Garfield Mills owner expects to begin apartment construction in coming weeks
New London ― The owner of a dilapidated, long-vacant former mill property said he expects to begin turning the sprawling structure into apartment units before Thanksgiving.
Ted Lazarus, a principal of the Litchfield-based Park Lane Group, said Friday remediation at 90 Garfield Ave., former home to the Edward Bloom Silk Co business, is about 90% complete and he expects construction of 87 apartments ― 20% of which will be set aside as affordable housing ― to be finished by the first quarter of 2026.
The Park Lane Group, operating as Garfield Mills LLC, bought the 97,000-square-foot mill building, which has sat unused for decades, for $239,000 in 2019.
The company, with the aid of a $1 million state brownfield remediation grant, began cleaning the property about eight months ago. Lazarus said the former factory was rife with contaminants, including lead-painted walls and chemical-laden caulk in window sealants.
“But we’re in good shape and are enormously excited for the next steps,” Lazarus said.
In addition to the state’s contribution, the city has also extended its support in the form of a $2.16 million tax break agreement approved by the City Council in October 2023.

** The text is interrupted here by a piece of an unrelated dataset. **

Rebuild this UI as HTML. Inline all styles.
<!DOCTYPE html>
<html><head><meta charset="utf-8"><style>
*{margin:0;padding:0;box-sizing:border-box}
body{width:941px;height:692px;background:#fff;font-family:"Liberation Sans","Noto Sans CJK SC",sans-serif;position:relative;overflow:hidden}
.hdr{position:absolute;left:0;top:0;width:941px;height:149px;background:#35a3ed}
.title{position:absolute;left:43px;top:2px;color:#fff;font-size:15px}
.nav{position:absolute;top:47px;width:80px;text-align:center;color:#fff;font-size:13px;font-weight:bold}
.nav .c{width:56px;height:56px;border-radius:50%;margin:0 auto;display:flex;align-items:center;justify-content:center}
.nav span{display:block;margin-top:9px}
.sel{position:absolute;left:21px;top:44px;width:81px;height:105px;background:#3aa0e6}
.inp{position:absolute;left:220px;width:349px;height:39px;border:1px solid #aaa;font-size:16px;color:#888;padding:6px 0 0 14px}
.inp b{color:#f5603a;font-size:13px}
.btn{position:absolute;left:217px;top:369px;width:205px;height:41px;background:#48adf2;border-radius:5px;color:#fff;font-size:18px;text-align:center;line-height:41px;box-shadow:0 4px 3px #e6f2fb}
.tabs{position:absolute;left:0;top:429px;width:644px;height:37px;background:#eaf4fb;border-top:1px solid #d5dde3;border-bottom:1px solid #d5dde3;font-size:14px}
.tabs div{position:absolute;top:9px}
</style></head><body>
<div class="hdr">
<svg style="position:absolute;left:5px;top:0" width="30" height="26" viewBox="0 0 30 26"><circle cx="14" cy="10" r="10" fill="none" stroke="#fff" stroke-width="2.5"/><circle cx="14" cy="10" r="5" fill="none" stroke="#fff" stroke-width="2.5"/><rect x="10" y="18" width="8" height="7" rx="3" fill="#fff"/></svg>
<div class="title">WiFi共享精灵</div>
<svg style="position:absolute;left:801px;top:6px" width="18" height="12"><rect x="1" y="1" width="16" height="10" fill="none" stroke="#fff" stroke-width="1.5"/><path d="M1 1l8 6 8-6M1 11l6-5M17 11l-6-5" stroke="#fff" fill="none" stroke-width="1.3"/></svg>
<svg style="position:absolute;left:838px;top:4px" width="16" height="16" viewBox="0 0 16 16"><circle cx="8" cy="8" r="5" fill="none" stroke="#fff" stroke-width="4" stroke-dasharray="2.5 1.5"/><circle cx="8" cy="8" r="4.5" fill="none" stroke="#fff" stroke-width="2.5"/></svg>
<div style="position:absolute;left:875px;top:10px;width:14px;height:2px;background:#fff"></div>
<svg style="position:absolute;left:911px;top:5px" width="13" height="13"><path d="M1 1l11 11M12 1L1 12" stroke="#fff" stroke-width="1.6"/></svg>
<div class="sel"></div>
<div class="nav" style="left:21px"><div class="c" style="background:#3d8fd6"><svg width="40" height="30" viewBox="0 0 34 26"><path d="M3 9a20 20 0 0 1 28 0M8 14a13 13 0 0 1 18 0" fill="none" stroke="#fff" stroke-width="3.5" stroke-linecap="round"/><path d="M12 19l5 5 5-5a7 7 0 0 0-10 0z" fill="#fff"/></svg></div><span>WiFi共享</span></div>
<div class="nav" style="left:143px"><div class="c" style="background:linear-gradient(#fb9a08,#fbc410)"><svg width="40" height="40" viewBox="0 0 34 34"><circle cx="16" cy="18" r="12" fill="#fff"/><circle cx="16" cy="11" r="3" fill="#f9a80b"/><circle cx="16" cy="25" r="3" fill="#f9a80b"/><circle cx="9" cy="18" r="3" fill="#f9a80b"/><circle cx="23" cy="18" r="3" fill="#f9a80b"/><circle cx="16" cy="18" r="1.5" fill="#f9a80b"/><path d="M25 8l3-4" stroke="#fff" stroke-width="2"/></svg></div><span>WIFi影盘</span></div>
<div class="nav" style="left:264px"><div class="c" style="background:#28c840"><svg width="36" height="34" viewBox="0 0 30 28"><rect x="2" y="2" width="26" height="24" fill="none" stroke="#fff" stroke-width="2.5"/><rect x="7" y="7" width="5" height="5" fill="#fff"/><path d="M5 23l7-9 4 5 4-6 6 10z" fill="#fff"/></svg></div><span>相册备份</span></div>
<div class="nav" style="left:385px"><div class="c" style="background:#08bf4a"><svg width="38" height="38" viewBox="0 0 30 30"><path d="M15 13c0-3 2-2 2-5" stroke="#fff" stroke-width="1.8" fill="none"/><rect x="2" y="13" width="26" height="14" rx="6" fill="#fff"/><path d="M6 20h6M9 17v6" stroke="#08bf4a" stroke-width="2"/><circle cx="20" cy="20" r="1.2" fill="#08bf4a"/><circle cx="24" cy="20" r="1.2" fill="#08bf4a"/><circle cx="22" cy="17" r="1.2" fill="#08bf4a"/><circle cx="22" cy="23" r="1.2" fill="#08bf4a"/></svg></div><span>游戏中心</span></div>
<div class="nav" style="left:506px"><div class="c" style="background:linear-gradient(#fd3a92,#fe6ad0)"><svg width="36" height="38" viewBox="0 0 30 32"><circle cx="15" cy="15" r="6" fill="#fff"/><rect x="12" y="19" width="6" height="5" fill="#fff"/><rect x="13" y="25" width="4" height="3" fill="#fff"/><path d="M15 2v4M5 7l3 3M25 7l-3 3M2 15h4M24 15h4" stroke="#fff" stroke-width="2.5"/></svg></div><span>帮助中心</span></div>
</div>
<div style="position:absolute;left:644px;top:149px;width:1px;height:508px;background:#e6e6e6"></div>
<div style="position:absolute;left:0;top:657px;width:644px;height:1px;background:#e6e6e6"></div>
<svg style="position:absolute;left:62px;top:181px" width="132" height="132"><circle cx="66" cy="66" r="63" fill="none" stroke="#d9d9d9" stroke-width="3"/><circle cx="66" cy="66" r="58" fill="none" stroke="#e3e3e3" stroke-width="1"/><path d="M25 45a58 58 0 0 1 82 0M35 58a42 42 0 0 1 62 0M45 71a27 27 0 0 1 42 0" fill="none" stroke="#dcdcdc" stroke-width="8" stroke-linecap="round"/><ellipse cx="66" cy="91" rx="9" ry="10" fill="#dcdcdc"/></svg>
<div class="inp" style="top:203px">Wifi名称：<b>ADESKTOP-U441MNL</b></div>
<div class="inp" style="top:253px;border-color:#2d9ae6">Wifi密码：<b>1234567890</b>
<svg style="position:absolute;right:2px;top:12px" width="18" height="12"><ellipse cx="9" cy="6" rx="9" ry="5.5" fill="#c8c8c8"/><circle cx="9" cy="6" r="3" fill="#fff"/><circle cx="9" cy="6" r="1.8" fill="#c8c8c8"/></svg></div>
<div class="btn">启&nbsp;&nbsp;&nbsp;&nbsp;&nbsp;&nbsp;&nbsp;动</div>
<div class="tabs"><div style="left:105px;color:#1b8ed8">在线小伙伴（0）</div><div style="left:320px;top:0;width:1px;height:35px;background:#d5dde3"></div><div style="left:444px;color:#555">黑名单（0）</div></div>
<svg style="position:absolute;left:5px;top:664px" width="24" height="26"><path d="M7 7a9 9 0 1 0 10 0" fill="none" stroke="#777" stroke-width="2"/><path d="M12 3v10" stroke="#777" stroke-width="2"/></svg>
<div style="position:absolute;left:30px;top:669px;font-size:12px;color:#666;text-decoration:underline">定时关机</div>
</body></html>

Garfield Mills will pay an annual tax bill of $20,000 for the first four years of the 20-year agreement during the construction phase, with those amounts increasing by 2.5% annually in most subsequent years.
The city currently collects about $20,000 in annual taxes from the building and 3.5-acre site but officials anticipate that figure will jump significantly after its redevelopment.
If the mill site remained unused, the city could expect to take in $510,893 in taxes from the property over a two-decade period. But that figure leaps to $1.3 million when the project, with its anticipated $4.8 million assessment, is completed, Finance Director David McBride previously said.
The city, in exchange for signing the agreement, will get a new housing complex expected to spur economic improvements in the surrounding area.
The mill, also known locally as the Faria Mill, is located in the city’s Tax Increment Financing Garfield Mills District, an incentive zone created by the council in 2022 that allows a portion of any increase in tax revenues from rising property values to be set aside for infrastructure improvements in that area.
Under that plan, 50% of tax revenue realized by increases in assessed value in the district will be “recycled” back into the neighborhood for various improvement projects, including new sidewalks, parks and lighting, with the remainder funneled into the city’s general fund.
Felix Reyes, the city’s director of planning and economic development, described the former mill – and the surrounding block – as an almost textbook case of blight.
“It’s been a long, drawn-out process with the remediation at that brownfield site, which was a factory for a long time,” he said on Friday. “But it’s encouraging to hear they plan to start construction in the near future.”